Apakah ini efek yang ditimbulkan karena berada di sebuah ruangan tertutup tanpa
ada akses visual keluar. Dan entah mengapa kehadiran patung-patung yang
menyerupai pegawai bank pada jaman itu, menambah kengerian saya. Patung-patung
itu nampak serius bekerja dalam kebekuan mereka, dan saya merasa seperti orang
yang tak tampak di tengah-tengah mereka. Mungkin ini rasanya bila menjadi orang
yang tak terlihat yah.
Derajat
kengerian saya memuncak , ketika memasuki ruangan di bagian bawah bangunan ini.
Ruangan itu adalah ruangan tempat peyimpanan surat-surat berharga para nasabah.

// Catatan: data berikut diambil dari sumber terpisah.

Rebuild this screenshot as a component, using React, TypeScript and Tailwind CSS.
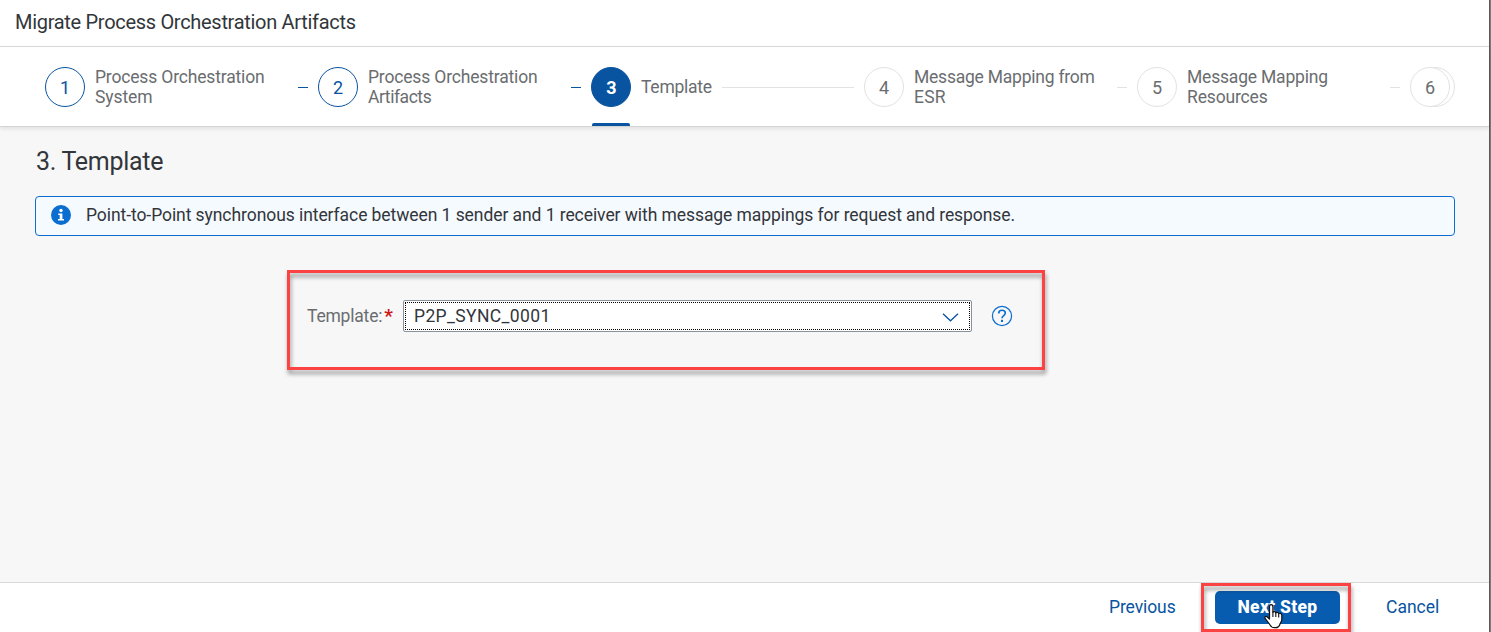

Berupa ruangan yang luas dan didalamnya terdapat deretan lemari penyimpanan
arsip. Di dalam ruangan ini ada patung-patung manusia, yang menyerupai seorang
pegawai berpangkat tinggi berkebangsaan Belanda, seorang pegawai berkebangsaan
Indonesia, dan serang tentara yang sedang memegang senapan laras panjang. Entah
mengapa kombinasi kehadiran mereka bertiga membuat saya tambah ngeri. Lagi-lagi
saya merasa menjadi manusia yang tak tampak. Saya merasakan raut yang tanpa
harapan di wajah ”pegawai” pribumi tersebut. Dengan pakaian seragam kemeja
putih dan bercelana selutut berwarna hitam ia seperti seorang pegawai yang
bekerja di bawah tekanan. Kehadiran serdadu bersenapan di sampingnya makin
memperjelas hal itu.
Adanya
diskriminasi pada jaman itu, dapat terlihat di bangunan ini. Di bangunan ini
ada sebuah ruangan toilet yang diperuntukan untuk pegawai pribumi. Dan untuk
orang-orang beretnis Cina, yang sangat di spesialkan pada jaman itu, terdapat
area pelayanan khusus, yang dinamakan kas Cina. Sebuah area counter yang
dilayani pegawai beretnis Cina lengkap dengan pakaian cheongsam serta
tulisan-tulisan aksara cina di dindingnya. Di bangunan inipun terdapat lift
khusus untuk para direksi. Warna lantai serta warna wastafel di setiap ruangan
juga membedakan divisi para direksi.